Huge climate spend could make emerging nations insolvent
Emerging countries will pay a record $400 billion to service external debt this year, and 47 of them cannot spend the money they need for climate adaptation and sustainable development without risking default in the next five years, according to a report released on the eve of IMF/World Bank spring meetings.
Many of the at-risk
countries are in Africa, including Senegal, Nigeria and Kenya.

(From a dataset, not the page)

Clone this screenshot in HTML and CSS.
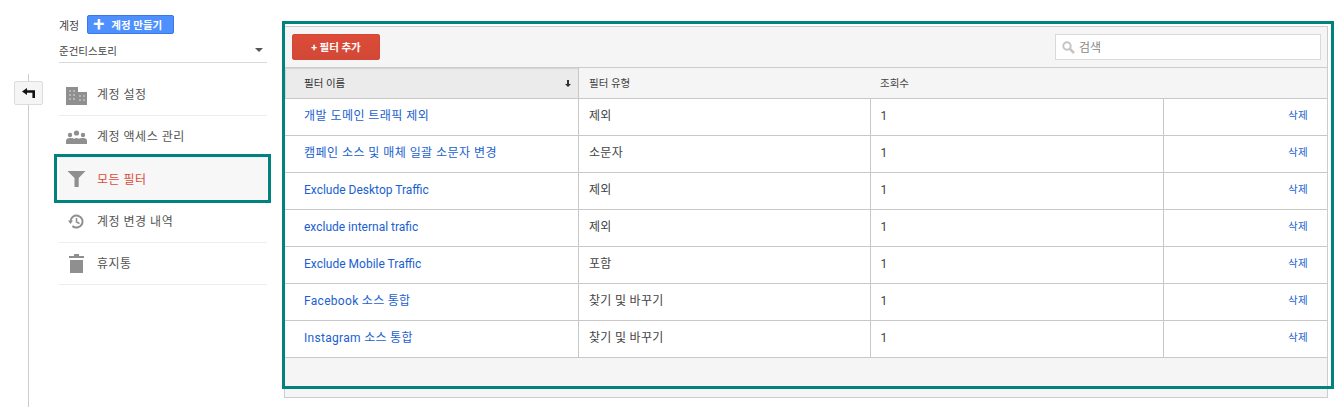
FILE: index.html
```html
<!DOCTYPE html>
<html lang="ko">
<head>
    <meta charset="UTF-8">
    <title>모든 필터</title>
    <link rel="stylesheet" href="styles.css">
</head>
<body>
    <div class="rail">
        <button class="back-button">
            <svg width="13" height="10" viewBox="0 0 13 10"><path d="M0 3.500 5 0v2.200h8V10h-2.600V4.800H5V7z" fill="#111"/></svg>
        </button>
    </div>

    <div class="sidebar">
        <div class="account-head">
            <span class="account-label">계정</span>
            <button class="create-button"><span class="plus">+</span>계정 만들기</button>
        </div>
        <div class="account-select">
            <span>준건티스토리</span>
            <span class="caret"></span>
        </div>
        <div class="nav">
            <div class="nav-item">
                <svg class="nav-icon icon-building" width="21" height="18" viewBox="0 0 21 18">
                    <path d="M0 0h12v5h9v13H0z" fill="#8f8f8f"/>
                    <path d="M3 3h2v2H3zm4 0h2v2H7zM3 7h2v2H3zm4 0h2v2H7zm-4 4h2v2H3zm4 0h2v2H7zm6-3h2v2h-2zm4 0h2v2h-2zm-4 4h2v2h-2zm4 0h2v2h-2z" fill="#b5b5b5"/>
                </svg>
                <span>계정 설정</span>
            </div>
            <div class="nav-item">
                <svg class="nav-icon icon-people" width="21" height="14" viewBox="0 0 21 14">
                    <circle cx="4" cy="5" r="2.200" fill="#8f8f8f"/>
                    <circle cx="10.500" cy="3" r="2.600" fill="#8f8f8f"/>
                    <circle cx="17" cy="5" r="2.200" fill="#8f8f8f"/>
                    <path d="M0 14v-3q0-3 4-3t4 1q2.500-2 5 0 0-1 4-1t4 3v3z" fill="#8f8f8f"/>
                </svg>
                <span>계정 액세스 관리</span>
            </div>
            <div class="nav-item active">
                <svg class="nav-icon" width="18" height="16" viewBox="0 0 18 16"><path d="M0 0h18l-6.800 7v9H7V7z" fill="#8f8f8f"/></svg>
                <span>모든 필터</span>
            </div>
            <div class="nav-item">
                <svg class="nav-icon" width="17" height="15" viewBox="0 0 17 15">
                    <path d="M2.500 7.500a6 6 0 1 1 1.900 4.400" fill="none" stroke="#8f8f8f" stroke-width="2"/>
                    <path d="M0 6.500h5L2.500 10z" fill="#8f8f8f"/>
                    <path d="M8.500 4v4l3 1.500" fill="none" stroke="#8f8f8f" stroke-width="1.500"/>
                </svg>
                <span>계정 변경 내역</span>
            </div>
            <div class="nav-item">
                <svg class="nav-icon" width="15" height="19" viewBox="0 0 15 19"><path d="M0 2h5V0h5v2h5v2H0zm1 4h13v13H1z" fill="#8f8f8f"/></svg>
                <span>휴지통</span>
            </div>
        </div>
    </div>

    <div class="main">
        <div class="frame"></div>
        <div class="toolbar">
            <button class="add-button">+ 필터 추가</button>
            <div class="search">
                <svg width="13" height="13" viewBox="0 0 13 13">
                    <circle cx="5" cy="5" r="3.700" fill="none" stroke="#c4c4c4" stroke-width="2"/>
                    <path d="M8 8l4 4" stroke="#c4c4c4" stroke-width="2.500"/>
                </svg>
                <span>검색</span>
            </div>
        </div>
        <table class="filters">
            <thead>
                <tr>
                    <th class="sorted">필터 이름
                        <svg class="sort-arrow" width="6" height="7" viewBox="0 0 6 7"><path d="M2 0h2v4h2L3 7 0 4h2z" fill="#333"/></svg>
                    </th>
                    <th>필터 유형</th>
                    <th>조회수</th>
                    <th></th>
                </tr>
            </thead>
            <tbody>
                <tr><td class="ko"><a class="ko" href="#">개발 도메인 트래픽 제외</a></td><td class="ko">제외</td><td>1</td><td class="actions"><a href="#">삭제</a></td></tr>
                <tr><td class="ko"><a class="ko" href="#">캠페인 소스 및 매체 일괄 소문자 변경</a></td><td class="ko">소문자</td><td>1</td><td class="actions"><a href="#">삭제</a></td></tr>
                <tr><td><a href="#">Exclude Desktop Traffic</a></td><td class="ko">제외</td><td>1</td><td class="actions"><a href="#">삭제</a></td></tr>
                <tr><td><a href="#">exclude internal trafic</a></td><td class="ko">제외</td><td>1</td><td class="actions"><a href="#">삭제</a></td></tr>
                <tr><td><a href="#">Exclude Mobile Traffic</a></td><td class="ko">포함</td><td>1</td><td class="actions"><a href="#">삭제</a></td></tr>
                <tr><td class="ko"><a href="#">Facebook 소스 통합</a></td><td class="ko">찾기 및 바꾸기</td><td>1</td><td class="actions"><a href="#">삭제</a></td></tr>
                <tr><td class="ko"><a href="#">Instagram 소스 통합</a></td><td class="ko">찾기 및 바꾸기</td><td>1</td><td class="actions"><a href="#">삭제</a></td></tr>
            </tbody>
        </table>
    </div>
</body>
</html>
```

FILE: styles.css
```css
body {
    display: flex;
    margin: 0;
    height: 407px;
    overflow: hidden;
    background: #fff;
    color: #444;
    font-family: Roboto, "Noto Sans CJK KR", sans-serif;
    font-size: 12px;
}

/* left rail with the back button */
.rail {
    position: relative;
    flex: none;
    width: 59px;
    box-sizing: border-box;
    padding: 81px 0 0 14px;
}

.rail::before {
    content: "";
    position: absolute;
    left: 28px;
    top: 74px;
    bottom: 0;
    width: 1px;
    background: #ccc;
}

.back-button {
    position: relative;
    display: flex;
    align-items: center;
    justify-content: center;
    width: 29px;
    height: 24px;
    padding: 0;
    background: #f5f5f5;
    border: 1px solid #dcdcdc;
    border-radius: 2px;
}

/* sidebar */
.sidebar {
    flex: none;
    width: 208px;
    padding-top: 15px;
}

.account-head {
    display: flex;
    align-items: center;
    gap: 8px;
    height: 19px;
    font-size: 11px;
}

.create-button {
    display: flex;
    align-items: center;
    width: 87px;
    height: 19px;
    padding: 0 0 0 5px;
    box-sizing: border-box;
    background: #4d90fe;
    border: 1px solid #3b78e7;
    border-radius: 2px;
    color: #fff;
    font-family: inherit;
    font-size: 10.500px;
    font-weight: 700;
    white-space: nowrap;
}

.plus {
    margin-right: 7px;
    font-size: 20px;
    font-weight: 500;
    line-height: 15px;
}

.account-select {
    display: flex;
    align-items: center;
    justify-content: space-between;
    box-sizing: border-box;
    height: 28px;
    margin-top: 1px;
    padding: 3px 4px 0 0;
    border-bottom: 1px solid #d9d9d9;
    font-size: 10.500px;
}

.caret {
    border-style: solid;
    border-width: 4px 4px 0;
    border-color: #555 transparent transparent;
}

.nav {
    margin-top: 10.750px;
}

.nav-item {
    position: relative;
    display: flex;
    align-items: center;
    gap: 10px;
    box-sizing: border-box;
    height: 42.250px;
    border-bottom: 1px solid #eee;
    font-size: 12px;
    color: #555;
}

.nav-item span {
    margin-bottom: 2px;
    letter-spacing: 0.500px;
}

.nav-icon {
    flex: none;
    width: 21px;
    margin-left: 7px;
}

.icon-building {
    margin-top: 4px;
}

.icon-people {
    margin-top: 1px;
}

.nav-item.active {
    background: #f7f7f7;
    border-bottom: none;
    color: #dd4b39;
}

/* teal highlight round the active item */
.nav-item.active::after {
    content: "";
    position: absolute;
    left: -5px;
    right: -4px;
    top: -4px;
    bottom: -2px;
    border: 3px solid #00837e;
}

/* main panel */
.main {
    position: relative;
    flex: none;
    width: 1044px;
    height: 372px;
    margin: 26px 0 0 17px;
    box-sizing: border-box;
    background: #f5f5f5;
    border: 1px solid #ccc;
}

.frame {
    position: absolute;
    left: -3px;
    top: -6px;
    width: 1052px;
    height: 368px;
    box-sizing: border-box;
    border: 3px solid #00837e;
    pointer-events: none;
    z-index: 1;
}

.toolbar {
    display: flex;
    align-items: center;
    justify-content: space-between;
    height: 40px;
    padding: 0 6px 0 7px;
    box-sizing: border-box;
}

.add-button {
    width: 88px;
    height: 26px;
    padding-bottom: 2px;
    background: linear-gradient(#dd4b39, #d14836);
    border: 1px solid #d14836;
    border-radius: 2px;
    color: #fff;
    font-family: inherit;
    font-size: 10.500px;
    font-weight: 700;
}

.search {
    display: flex;
    align-items: center;
    gap: 4px;
    width: 266px;
    height: 26px;
    padding-left: 6px;
    box-sizing: border-box;
    background: #fff;
    border: 1px solid #d9d9d9;
    color: #888;
    font-size: 12px;
}

.search span {
    margin-bottom: 2px;
}

.filters {
    width: 100%;
    border-collapse: collapse;
    table-layout: fixed;
    border-top: 1px solid #ccc;
}

.filters th, .filters td {
    height: 34px;
    padding: 0 0 2px 10px;
    border-bottom: 1px solid #c8c8c8;
    border-right: 1px solid #c8c8c8;
    text-align: left;
    font-weight: 400;
    white-space: nowrap;
}

.filters th {
    position: relative;
    height: 28px;
    font-size: 10.500px;
    background: #f5f5f5;
    border-right: none;
    color: #444;
}

.filters th:nth-child(1) { width: 274px; padding-left: 19px; }
.filters th:nth-child(2) { width: 281px; }
.filters th:nth-child(3) { width: 283px; }

.filters th.sorted {
    background: #ebebeb;
    border-right: 1px solid #c8c8c8;
    box-shadow: inset 1px 1px 1px #d4d4d4;
    color: #333;
}

.sort-arrow {
    position: absolute;
    right: 7px;
    top: 12px;
}

.filters td:first-child {
    padding-left: 19px;
}

.filters td {
    background: #fff;
    color: #444;
}

.filters td:last-child {
    border-right: none;
}

.filters a {
    color: #1a5fd0;
    text-decoration: none;
}

.filters a.ko {
    letter-spacing: 0.450px;
}

/* hangul sits low in the line, lift those cells a bit */
.filters td.ko {
    height: 31px;
    padding-bottom: 5px;
    letter-spacing: 0.300px;
}

.filters .actions {
    height: 31px;
    padding-bottom: 5px;
    padding-right: 19px;
    text-align: right;
    font-size: 10.500px;
    letter-spacing: 0.300px;
}
```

The report from the Debt Relief for Green and Inclusive Recovery Project (DRGR) found that the 47 developing countries would hit external debt insolvency thresholds, as defined by the International Monetary Fund (IMF), in the next five years if they invested the necessary amounts to hit 2030 Agenda and Paris Agreement goals.
"They would be in
such high debt distress that they would be knocking on the door of (default),
given the current debt environment, if they were going to try to mobilize that
kind of financing," said Kevin Gallagher, director of Boston University's
Global Development Policy Center, which led the project.
A further 19 developing
countries lack the liquidity to meet the spending targets without help, though
they would not approach default thresholds.
The report called for an
overhaul of the global financial architecture, alongside debt forgiveness for
the most at-risk countries and an increase in affordable finance and credit
enhancements.
"We need to mobilize
more capital and bend down the cost of capital for countries if we're going to
have any prayer to meet this," Gallagher told Reuters.
The DRGR Project is a
collaboration between the Boston University Global Development Policy Center,
Germany's Heinrich-Böll-Stiftung, and the Centre for Sustainable Finance at the
University of London's School of Oriental and African Studies (SOAS).
The report also presses
the International Monetary Fund to rejig the way it calculates debt
sustainability: arcane-sounding assessments that are crucial to determining how
much debt relief countries in default get.
If the amount of debt
that the IMF determines a country can handle is too high, it be saddled with
unaffordable payments that could push it back into default.
Private creditors,
however, have at times criticised the Fund's analyses for being too
pessimistic, making them closely watched and politically charged.
The DRGR says the IMF,
which is conducting a years-long review of the analyses, must incorporate
climate spending needs, as well as buffers to cover shocks ranging from climate
catastrophes to economic crises to pandemics.